• _Stated task_: Skipping all pictures, set down the lines of the listing from the first through the one with "import React from".

------------------------------

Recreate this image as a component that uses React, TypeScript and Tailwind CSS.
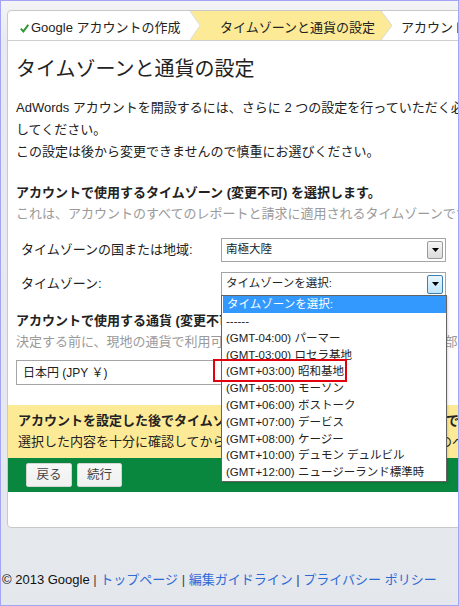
import React from "react";

function Arrow({ active }: { active?: boolean }) {
  return (
    <div
      className={
        active
          ? "w-[16px] h-[19px] flex items-center justify-center border border-[#3c7fb1] rounded-[2px] bg-[linear-gradient(#eaf6fd,#bee6fd)]"
          : "w-[16px] h-[18px] flex items-center justify-center border border-[#9a9a9a] rounded-[2px] bg-[linear-gradient(#f6f6f6,#dcdcdc)]"
      }
    >
      <svg width="7" height="4" viewBox="0 0 7 4">
        <polygon points="0,0 7,0 3.5,4" fill="#000" />
      </svg>
    </div>
  );
}

function Select({ text, active }: { text: string; active?: boolean }) {
  return (
    <div className="w-[225px] h-[24px] border border-[#a5a5a5] bg-white flex items-center justify-between pl-[4px] pr-[2px] text-[11.5px] text-[#222]">
      <span>{text}</span>
      <Arrow active={active} />
    </div>
  );
}

export default function App() {
  const items = [
    "------",
    "(GMT-04:00) パーマー",
    "(GMT-03:00) ロセラ基地",
    "(GMT+03:00) 昭和基地",
    "(GMT+05:00) モーソン",
    "(GMT+06:00) ボストーク",
    "(GMT+07:00) デービス",
    "(GMT+08:00) ケージー",
    "(GMT+10:00) デュモン デュルビル",
    "(GMT+12:00) ニュージーランド標準時",
  ];
  return (
    <div className="relative w-[459px] h-[606px] overflow-hidden border border-[#a4a4f4] bg-[linear-gradient(180deg,#f4f4f6_0px,#e7eaee_40px,#e4e7ec_100%)] font-['Liberation_Sans','Noto_Sans_CJK_JP',sans-serif] text-[#222]">
      <div className="ml-[6px] mt-[9px] w-[640px] h-[518px] bg-white border border-[#c9c9c9] rounded-[4px] overflow-hidden">
        {/* breadcrumb */}
        <div className="flex h-[30px] border-b border-[#cfcfcf] text-[13px] leading-[20px] whitespace-nowrap">
          <div className="w-[182px] pl-[12px] pt-[7px] flex items-start">
            <svg width="9" height="9" viewBox="0 0 9 9" className="mt-[6px] mr-[2px]">
              <path d="M0.8 4.6 L3.4 7.4 L8.3 0.8" stroke="#2c9a33" strokeWidth="2" fill="none" />
            </svg>
            <span>Google アカウントの作成</span>
          </div>
          <div className="relative w-[202px] h-[29px]">
            <svg width="202" height="29" viewBox="0 0 202 29" className="absolute left-0 top-0">
              <polygon points="0,0 191,0 202,14.5 191,29 0,29 10,14.5" fill="#fdea96" />
              <polyline points="0,0 10,14.5 0,29" stroke="#dcdcdc" strokeWidth="1" fill="none" />
              <polyline points="191,0 202,14.5 191,29" stroke="#d8d8d8" strokeWidth="1" fill="none" />
            </svg>
            <div className="relative pl-[30px] pt-[7px]">タイムゾーンと通貨の設定</div>
          </div>
          <div className="pl-[9px] pt-[7px]">アカウントの有効化</div>
        </div>

        {/* content */}
        <div className="px-[8px] whitespace-nowrap">
          <div className="mt-[14px] text-[20px] leading-[28px]">タイムゾーンと通貨の設定</div>
          <div className="mt-[14px] text-[13px] leading-[22px]">
            AdWords アカウントを開設するには、さらに 2 つの設定を行っていただく必要があります。以下の設定を完了
            <br />
            してください。
            <br />
            この設定は後から変更できませんので慎重にお選びください。
          </div>
          <div className="mt-[19px] text-[13px] leading-[21px] font-bold">
            アカウントで使用するタイムゾーン (変更不可) を選択します。
          </div>
          <div className="text-[13px] leading-[21px] text-[#9a9a9a]">
            これは、アカウントのすべてのレポートと請求に適用されるタイムゾーンです。
          </div>
          <div className="mt-[14px] flex items-center text-[13px]">
            <div className="w-[205px] shrink-0 pl-[5px]">タイムゾーンの国または地域:</div>
            <Select text="南極大陸" />
          </div>
          <div className="mt-[10px] flex items-center text-[13px]">
            <div className="w-[205px] shrink-0 pl-[5px]">タイムゾーン:</div>
            <Select text="タイムゾーンを選択:" active />
          </div>
          <div className="mt-[14px] text-[13px] leading-[21px] font-bold">
            アカウントで使用する通貨 (変更不可) を選択します。
          </div>
          <div className="text-[13px] leading-[21px] text-[#9a9a9a]">
            決定する前に、現地の通貨で利用可能なお支払方法をご確認ください。一部の通貨はご利用いただけません。
          </div>
          <div className="mt-[8px] w-[300px] h-[25px] border border-[#a5a5a5] flex items-center pl-[6px] text-[12px]">
            日本円 (JPY ￥)
          </div>
        </div>

        {/* warning band */}
        <div className="mt-[20px] h-[53px] bg-[#fdea96] pl-[10px] pt-[5px] text-[13px] leading-[21px] whitespace-nowrap">
          <div className="font-bold">アカウントを設定した後でタイムゾーンと通貨の各設定を変更することはできません。</div>
          <div>選択した内容を十分に確認してから、「続行」ボタンをクリックして、次のページへ進んでください。</div>
        </div>

        {/* action band */}
        <div className="h-[34px] bg-[#0a873f] pl-[18px] pt-[5px] flex gap-[5px]">
          <button className="w-[46px] h-[24px] rounded-[2px] border border-[#d4d4d4] bg-[linear-gradient(#f7f7f7,#f0f0f0)] text-[12.5px] text-[#444]">
            戻る
          </button>
          <button className="w-[45px] h-[24px] rounded-[2px] border border-[#d4d4d4] bg-[linear-gradient(#f7f7f7,#f0f0f0)] text-[12.5px] text-[#444]">
            続行
          </button>
        </div>
      </div>

      {/* footer */}
      <div className="mt-[42px] pl-[1px] text-[13px] leading-[20px] whitespace-nowrap">
        <span className="text-[#111]">© 2013 Google </span>
        <span className="text-[#444]">|</span>{" "}
        <a className="text-[#2d6ad6]">トップページ</a> <span className="text-[#444]">|</span>{" "}
        <a className="text-[#2d6ad6]">編集ガイドライン</a> <span className="text-[#444]">|</span>{" "}
        <a className="text-[#2d6ad6]">プライバシー ポリシー</a>
      </div>

      {/* open dropdown list */}
      <div className="absolute left-[220px] top-[294px] w-[226px] border border-[#646464] bg-white text-[11.5px] whitespace-nowrap shadow-[1px_1px_2px_rgba(0,0,0,0.15)]">
        <div className="h-[17px] leading-[17px] bg-[#3399ff] text-white pl-[4px] ml-[1px]">タイムゾーンを選択:</div>
        {items.map((t) => (
          <div key={t} className="h-[16.8px] leading-[16.8px] pl-[4px] text-[#222]">
            {t}
          </div>
        ))}
      </div>

      {/* red highlight */}
      <div className="absolute left-[212px] top-[358px] w-[134px] h-[23px] border-2 border-[#e3000f]" />
    </div>
  );
}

------------------------------

• _Exercise output_:
Recreate this image as a component that uses React, TypeScript and Tailwind CSS.
import React from "react";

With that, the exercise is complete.